On 17/09/2007, Michael Kaplan <michaelkaplanasrg(_at_)gmail(_dot_)com> wrote:


On 9/17/07, Frank Ellermann <nobody(_at_)xyzzy(_dot_)claranet(_dot_)de> 
wrote:
Michael Kaplan wrote:

The core of this concept is that questionable unauthenticated email
will be bounced

I hope you mean "rejected", unsolicited bounces are evil.

Yes, in section 9  I summarize the Ironport data on the bounce problem,
and
it is a real problem.
Sometimes legitimate email is unauthenticated; adopting a policy of
absolutely never sending a bounce in response to an unauthenticated
email
will degrade the integrity of email.  Banning all such bounces solves
one
problem and creates another.

Your use of 'Yes' in your answer to Frank was clearly in the sense of
'No'. Unsolicited bounces are evil, and you're still proposing to send
them. This is bad.
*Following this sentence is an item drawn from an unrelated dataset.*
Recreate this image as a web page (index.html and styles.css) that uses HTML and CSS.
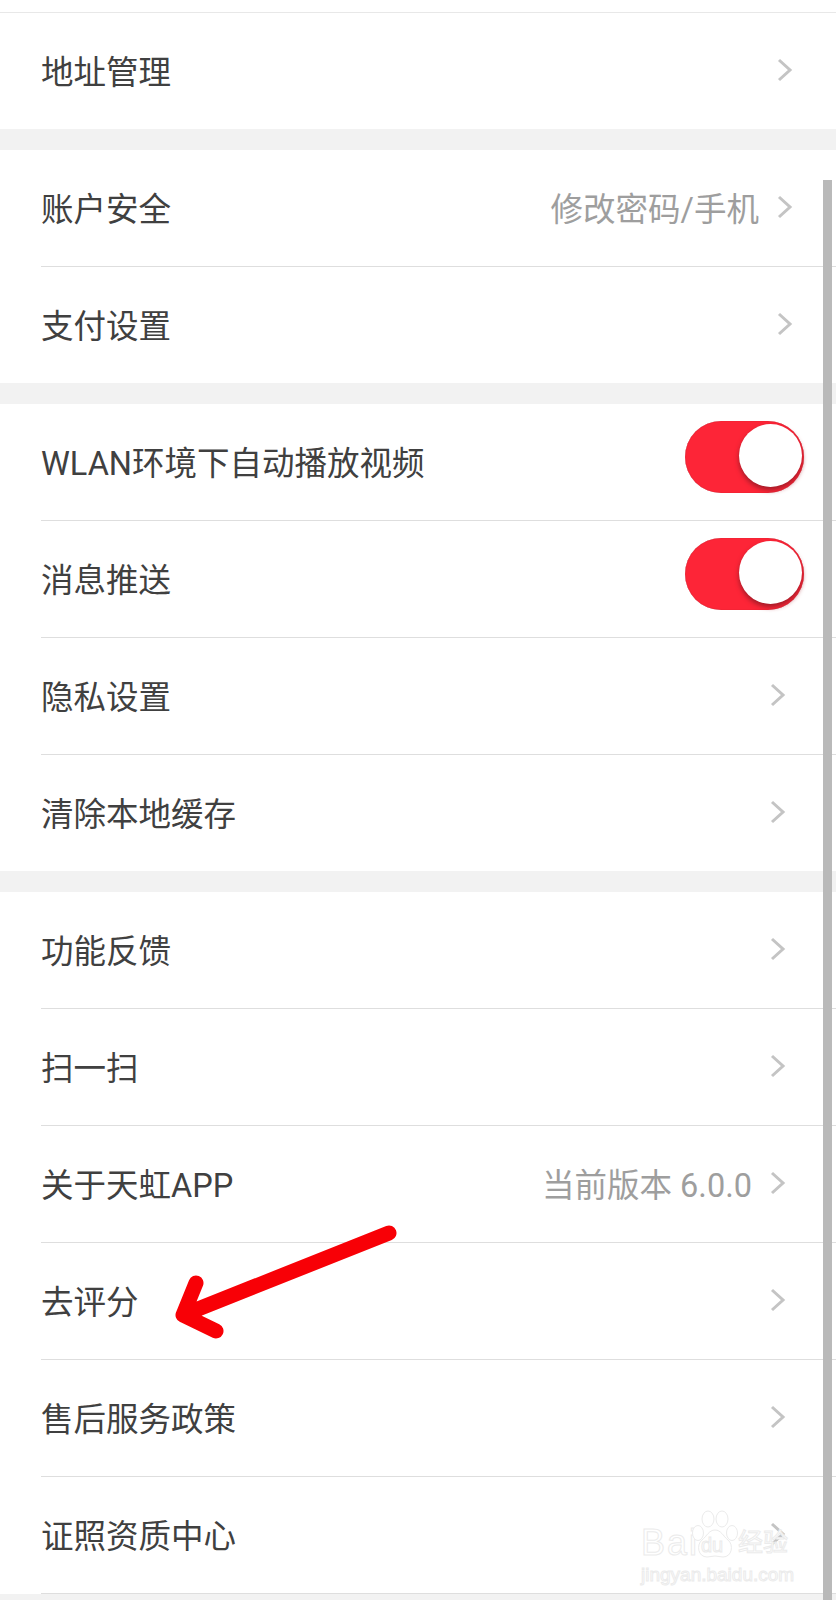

Why are you not talking about SMTP-time rejections,
which are not evil and don't suffer the same issues?


Peter


I am concerned about forwarded email.  Once the Receiver Generated SPF
database is established then most of the unauthenticated ham will come via
forwarders who already accepted the original email.  I'm open to any
suggestions on how to work around this, otherwise I still argue that highly
selective bounces are only mildly evil.

If we quantify evilness then:  Massive quantities of spam >> small number of
misdirected/easily filtered by BATV bounces.

I'm arguing for the lesser of two evils, and I argue that my evil is much
much smaller than the evil of existing spam.